Spirit is designed to be a practical parsing tool. At the very least, the ability to generate a fully-working parser from a formal EBNF specification inlined in C++ significantly reduces development time. While it may be practical to use a full-blown, stand-alone parser such as YACC or ANTLR when we want to develop a computer language such as C or Pascal, it is certainly overkill to bring in the big guns when we wish to write extremely small micro-parsers. At that end of the spectrum, programmers typically approach the job at hand not as a formal parsing task but rather through ad hoc hacks using primitive tools such as scanfs. True, there are tools such as regular-expression libraries (such as boost regex) or scanners (such as boost tokenizer), but these tools do not scale well when we need to write more elaborate parsers. Attempting to write even a moderately-complex parser using these tools leads to code that is hard to understand and maintain.

One of the prime objectives is to make the tool easy to use.
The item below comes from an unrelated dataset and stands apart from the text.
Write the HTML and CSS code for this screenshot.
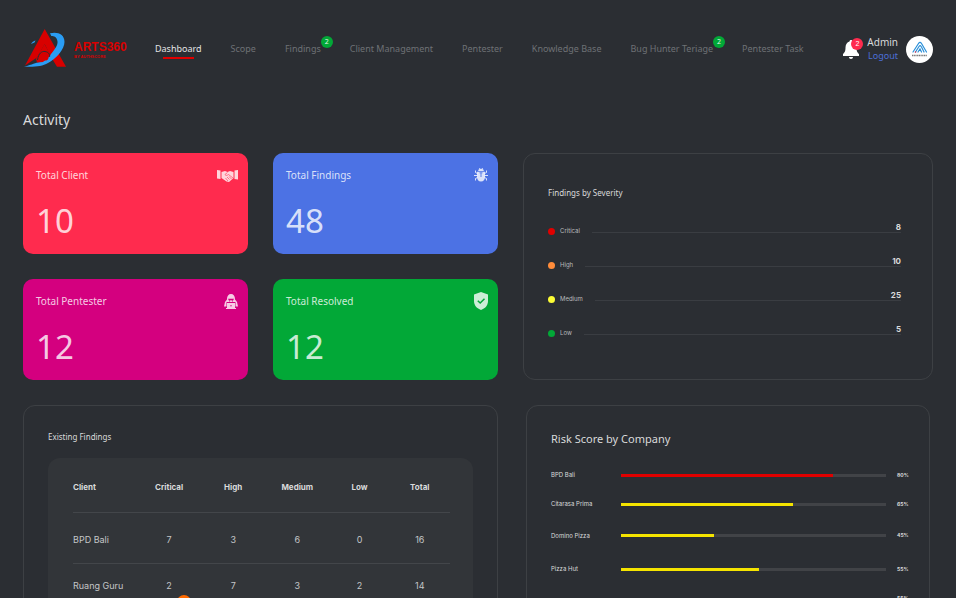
FILE: index.html
```
<!DOCTYPE html>
<html lang="en">
<head>
<meta charset="utf-8">
<meta name="viewport" content="width=device-width, initial-scale=1">
<title>ARTS360 Dashboard</title>
<link rel="stylesheet" href="styles.css">
</head>
<body>
<div class="page">
  <header class="topbar">
    <a class="brand" href="#">
      <svg class="brand-mark" viewBox="0 0 44 40" aria-hidden="true">
        <path d="M8 15C9 13 10.500 12 12.500 11.500L11.500 13.500Z" fill="#2a9df4"/>
        <path d="M21.700 0L43 37.700H34L28 28L21.700 15L14 28.500L2 36.500Z" fill="#d80000"/>
        <path d="M27 4.300C35 2.500 41.500 5.500 41.500 13C41.500 20 33 30 25 34C19 37.500 13 38 1 37.700C10 35.500 12 33.500 17 33C22 32 25 29 28 25C32 20 35 16 34.500 12.500C34 8 31 7 28.300 7Z" fill="#2a9df4"/>
        <path d="M13 30L21.500 15L27.500 26L20 33L14 33.500Z" fill="#d80000"/>
        <path d="M14.500 31C15.500 24 19 22 22 22.500C26 23 27 26 26.500 28" fill="none" stroke="#2b2e33" stroke-width="1"/>
        <circle cx="21.700" cy="27.700" r="3.900" fill="#d80000"/>
      </svg>
      <span class="brand-text"><span class="brand-name">ARTS360</span><span class="brand-by">BY AUTHSCORE</span></span>
    </a>
    <nav class="nav">
      <a class="nav-link active" href="#">Dashboard</a>
      <a class="nav-link" href="#">Scope</a>
      <a class="nav-link" href="#">Findings<span class="badge">2</span></a>
      <a class="nav-link" href="#">Client Management</a>
      <a class="nav-link" href="#">Pentester</a>
      <a class="nav-link" href="#">Knowledge Base</a>
      <a class="nav-link" href="#">Bug Hunter Teriage<span class="badge">2</span></a>
      <a class="nav-link" href="#">Pentester Task</a>
    </nav>
    <div class="account">
      <button class="bell" type="button" aria-label="Notifications">
        <svg viewBox="0 0 16 19" aria-hidden="true"><path d="M8 0C9 0 9.500.600 9.500 1.500C12 2.200 13.500 4.500 13.500 7.500C13.500 11.500 14.500 12.500 16 14V16H0V14C1.500 12.500 2.500 11.500 2.500 7.500C2.500 4.500 4 2.200 6.500 1.500C6.500.600 7 0 8 0ZM6 17H10C10 18.300 9.200 19 8 19S6 18.300 6 17Z" fill="#fff"/></svg>
        <span class="badge alert">2</span>
      </button>
      <div class="user"><span>Admin</span><a href="#">Logout</a></div>
      <svg class="avatar" viewBox="0 0 27 27" aria-hidden="true">
        <circle cx="13.500" cy="13.500" r="13.500" fill="#fff"/>
        <g fill="none" stroke="#2a8fd8" stroke-width="1.200" stroke-linecap="round">
          <path d="M7 16L12.500 7.500C13.500 6 14.500 6 15.500 7.500L20.500 16"/>
          <path d="M9.500 16L13 10.500C14 9 14.500 9.500 15.500 11L18 16"/>
          <path d="M12 16L14 13L15.500 16"/>
        </g>
        <circle cx="9.500" cy="16" r=".8" fill="#e8304a"/>
        <path d="M6 19.500H21" stroke="#777" stroke-width="1.400" stroke-dasharray="1.200 .5"/>
      </svg>
    </div>
  </header>

  <main class="content">
    <h1>Activity</h1>
    <div class="overview">
      <section class="stat red">
        <h2>Total Client</h2>
        <svg class="stat-icon" width="22" height="14" viewBox="0 0 22 14" aria-hidden="true">
          <path d="M1 2L4.500 2.500V11L1 10.500ZM22 2L18.500 2.500V11L22 11.500Z" fill="currentColor"/>
          <path d="M5.500 4L9 3L11.500 4L14 3L17.500 4V10L13 14L10.500 13.500L5.500 10Z" fill="currentColor"/>
          <path d="M11.500 4.500L9 6.500C9.500 8 11 7.500 12.500 6.500L17 10M11 9L13.500 11.500M9.500 10L12 13M13 8.500L15.500 11" fill="none" stroke="#ff2b4e" stroke-width=".6"/>
        </svg>
        <p>10</p>
      </section>
      <section class="stat blue">
        <h2>Total Findings</h2>
        <svg class="stat-icon" width="14" height="14" viewBox="0 0 14 14" aria-hidden="true">
          <path d="M4.200 3C4.200 1.800 5 1 5.500 1L5 0H6L6.500 1H7.500L8 0H9L8.500 1C9 1 9.800 1.800 9.800 3ZM3 3.800H11V9C11 11.500 9.500 13.500 7 13.500S3 11.500 3 9Z" fill="currentColor"/>
          <path d="M3.500 5.500L1.500 4.500V2.500M3.500 7.500H0M3.500 9.500L1.500 10.500V12.500M10.500 5.500L12.500 4.500V2.500M10.500 7.500H14M10.500 9.500L12.500 10.500V12.500" fill="none" stroke="currentColor"/>
          <path d="M7 5V9M5.500 4.800H8.500" stroke="#4c72e4" stroke-width=".9"/>
        </svg>
        <p>48</p>
      </section>
      <section class="stat magenta">
        <h2>Total Pentester</h2>
        <svg class="stat-icon" width="14" height="15" viewBox="0 0 14 15" aria-hidden="true">
          <path d="M3 5C3 2 4.500 0 7 0S11 2 11 5C11 6 12 6.500 13 8L14 12.500H11.500V8H2.500V12.500H0L1 8C2 6.500 3 6 3 5ZM3 9H11V14H12V15H2V14H3Z" fill="currentColor"/>
          <path d="M4 4.800H10L9 6.800H8L7 6L6 6.800H5ZM5 7.300L7 8.500L9 7.300V8H5Z" fill="#d4007f"/>
          <circle cx="7" cy="11.800" r=".7" fill="#d4007f"/>
        </svg>
        <p>12</p>
      </section>
      <section class="stat green">
        <h2>Total Resolved</h2>
        <svg class="stat-icon" width="14" height="18" viewBox="0 0 14 18" aria-hidden="true">
          <path d="M7 0L14 2.500V9C14 13.500 11 16.500 7 18C3 16.500 0 13.500 0 9V2.500Z" fill="currentColor"/>
          <path d="M3.800 8.700L6.200 11L10.500 6.700" fill="none" stroke="#02a837" stroke-width="1.500"/>
        </svg>
        <p>12</p>
      </section>

      <section class="card severity">
        <h2>Findings by Severity</h2>
        <ul>
          <li><i class="dot critical"></i><span class="name">Critical</span><b>8</b></li>
          <li><i class="dot high"></i><span class="name">High</span><b>10</b></li>
          <li><i class="dot medium"></i><span class="name">Medium</span><b>25</b></li>
          <li><i class="dot low"></i><span class="name">Low</span><b>5</b></li>
        </ul>
      </section>

      <section class="card existing">
        <h2>Existing Findings</h2>
        <div class="panel">
          <table>
            <colgroup><col class="c-client"><col class="c-critical"><col class="c-high"><col class="c-medium"><col class="c-low"><col class="c-total"></colgroup>
            <thead>
              <tr><th>Client</th><th>Critical</th><th>High</th><th>Medium</th><th>Low</th><th>Total</th></tr>
            </thead>
            <tbody>
              <tr><td>BPD Bali</td><td>7</td><td>3</td><td>6</td><td>0</td><td>16</td></tr>
              <tr><td>Ruang Guru</td><td>2</td><td>7</td><td>3</td><td>2</td><td>14</td></tr>
            </tbody>
          </table>
        </div>
      </section>

      <section class="card risk">
        <h2>Risk Score by Company</h2>
        <ul>
          <li><span>BPD Bali</span><div class="track"><div class="fill over" style="width:80%"></div></div><b>80%</b></li>
          <li><span>Citarasa Prima</span><div class="track"><div class="fill" style="width:65%"></div></div><b>65%</b></li>
          <li><span>Domino Pizza</span><div class="track"><div class="fill" style="width:35%"></div></div><b>45%</b></li>
          <li><span>Pizza Hut</span><div class="track"><div class="fill" style="width:52%"></div></div><b>55%</b></li>
          <li><b>55%</b></li>
        </ul>
      </section>
    </div>
  </main>
  <span class="marker"></span>
</div>
</body>
</html>
```
FILE: styles.css
```
* { box-sizing: border-box; }

body {
  margin: 0;
  background: #2b2e33;
  color: #d9dadb;
  font-family: "Noto Sans", "Open Sans", sans-serif;
  font-size: 10px;
}

h1, h2, p, ul { margin: 0; padding: 0; font-weight: 400; }
ul { list-style: none; }
a { color: inherit; text-decoration: none; }

.page {
  position: relative;
  height: 100vh;
  overflow: hidden;
}

/* Header */
.topbar {
  display: flex;
  align-items: center;
  height: 98px;
  padding: 0 23px;
}

.brand {
  display: flex;
  align-items: center;
  gap: 7px;
  width: 132px;
  color: #d80000;
}
.brand-mark { width: 44px; height: 40px; }
.brand-text { display: flex; flex-direction: column; }
.brand-name {
  font: bold 12px/14px "Liberation Sans Narrow", "Liberation Sans", sans-serif;
}
.brand-by {
  font: bold 4px/5px "Liberation Sans Narrow", "Liberation Sans", sans-serif;
}

.nav {
  display: flex;
  flex: 1;
  gap: 29px;
  white-space: nowrap;
}
.nav-link {
  position: relative;
  font-size: 9px;
  line-height: 20px;
  color: #6e7175;
}
.nav-link.active { color: #e4e4e5; }
.nav-link.active::after {
  content: "";
  position: absolute;
  left: 8px;
  right: 8px;
  bottom: 0;
  height: 2px;
  background: #e00000;
}

.badge {
  position: absolute;
  top: -3px;
  right: -12px;
  width: 12px;
  height: 12px;
  border-radius: 50%;
  background: #02a837;
  color: #e4f4e8;
  font-size: 7px;
  line-height: 12px;
  text-align: center;
}

.account { display: flex; align-items: center; gap: 8px; }
.bell {
  position: relative;
  width: 16px;
  padding: 0;
  border: 0;
  background: none;
}
.bell svg { display: block; width: 16px; height: 19px; }
.badge.alert { top: -2px; right: -4px; background: #ff2b4e; color: #fff; }
.user {
  display: flex;
  flex-direction: column;
  line-height: 13px;
  text-align: right;
}
.user a { font-size: 9px; color: #4c6fd8; }
.avatar { width: 27px; height: 27px; }

/* Overview grid */
.content { padding: 10px 23px 0; }
h1 { font-size: 14px; line-height: 24px; }

.overview {
  display: grid;
  grid-template-columns: 225fr 225fr 410fr;
  grid-template-rows: 101px 101px auto;
  gap: 25px;
  margin-top: 21px;
}

.stat {
  display: grid;
  grid-template-columns: 1fr auto;
  align-content: start;
  padding: 12px 10px 0 13px;
  border-radius: 10px;
  color: rgba(255, 255, 255, .8);
}
.stat h2 { font-size: 10px; line-height: 20px; }
.stat p { grid-column: 1 / -1; font-size: 33px; line-height: 50px; margin-top: 11px; }
.stat-icon { align-self: center; }
.red { background: #ff2b4e; }
.blue { background: #4c72e4; }
.magenta { background: #d4007f; }
.green { background: #02a837; }

.card {
  border: 1px solid #3d4044;
  border-radius: 12px;
}
.card h2 { font-size: 8px; line-height: 12px; }

.severity {
  grid-column: 3;
  grid-row: 1 / 3;
  padding: 33px 31px 0 24px;
}
.severity ul { margin-top: 15px; }
.severity li { display: flex; align-items: center; height: 34px; }
.dot { width: 7px; height: 7px; border-radius: 50%; }
.critical { background: #e00000; }
.high { background: #ff8c3a; }
.medium { background: #fcfc35; }
.low { background: #02a837; }
.name {
  margin: 0 12px 0 5px;
  font: 6px/8px Inter, sans-serif;
  color: #b9bbbd;
}
.severity b {
  flex: 1;
  border-bottom: 1px solid #3a3d42;
  margin-bottom: 6px;
  font: bold 8px/9px Inter, sans-serif;
  text-align: right;
}

.existing {
  grid-column: 1 / 3;
  padding: 25px 24px 24px;
}
.panel {
  margin-top: 15px;
  padding: 4px 23px 0 25px;
  border-radius: 12px;
  background: #323539;
}
table {
  width: 100%;
  table-layout: fixed;
  border-collapse: collapse;
  font: 9px/12px Inter, sans-serif;
}
.c-client { width: 17%; }
.c-critical { width: 17%; }
.c-high { width: 17%; }
.c-medium { width: 17%; }
.c-low { width: 16%; }
.c-total { width: 16%; }
th, td {
  height: 50px;
  padding: 0;
  border-bottom: 1px solid #43464a;
  text-align: center;
}
th { font-size: 8px; }
td { height: 51px; padding-top: 4px; color: #c4c6c8; }
tr:last-child td { height: 46px; padding-top: 0; }
th:first-child, td:first-child { text-align: left; }

.risk {
  margin: 0 3px;
  padding: 24px 21px 24px 24px;
}
.risk h2 { font-size: 11px; line-height: 18px; }
.risk ul {
  display: grid;
  grid-template-rows: 28px 30px 33px 34px 24px;
  margin-top: 13px;
}
.risk li {
  display: grid;
  grid-template-columns: 70px 1fr 11px;
  align-items: center;
  font: 6px/8px Inter, sans-serif;
}
.risk b {
  grid-column: 3;
  padding-bottom: 1px;
  font: bold 5px/8px Inter, sans-serif;
}
.track { height: 3px; margin-right: 11px; background: #414347; }
.fill { height: 3px; background: #f5e400; }
.fill.over { background: #e00000; }

/* Floating marker at the lower edge of the viewport */
.marker {
  position: absolute;
  left: 177px;
  bottom: -11px;
  width: 14px;
  height: 14px;
  border-radius: 50%;
  background: #ff6a00;
}
```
When one thinks of a parser generator, the usual reaction is "it must be big and complex with a steep learning curve." Not so. Spirit is designed to be fully scalable. The framework is structured in layers. This permits learning on an as-needed basis, after only learning the minimal core and basic concepts.

For development simplicity and ease in deployment, the entire framework consists of only header files, with no libraries to link against or build. Just put the spirit distribution in your include path, compile and run. Code size? Very tight.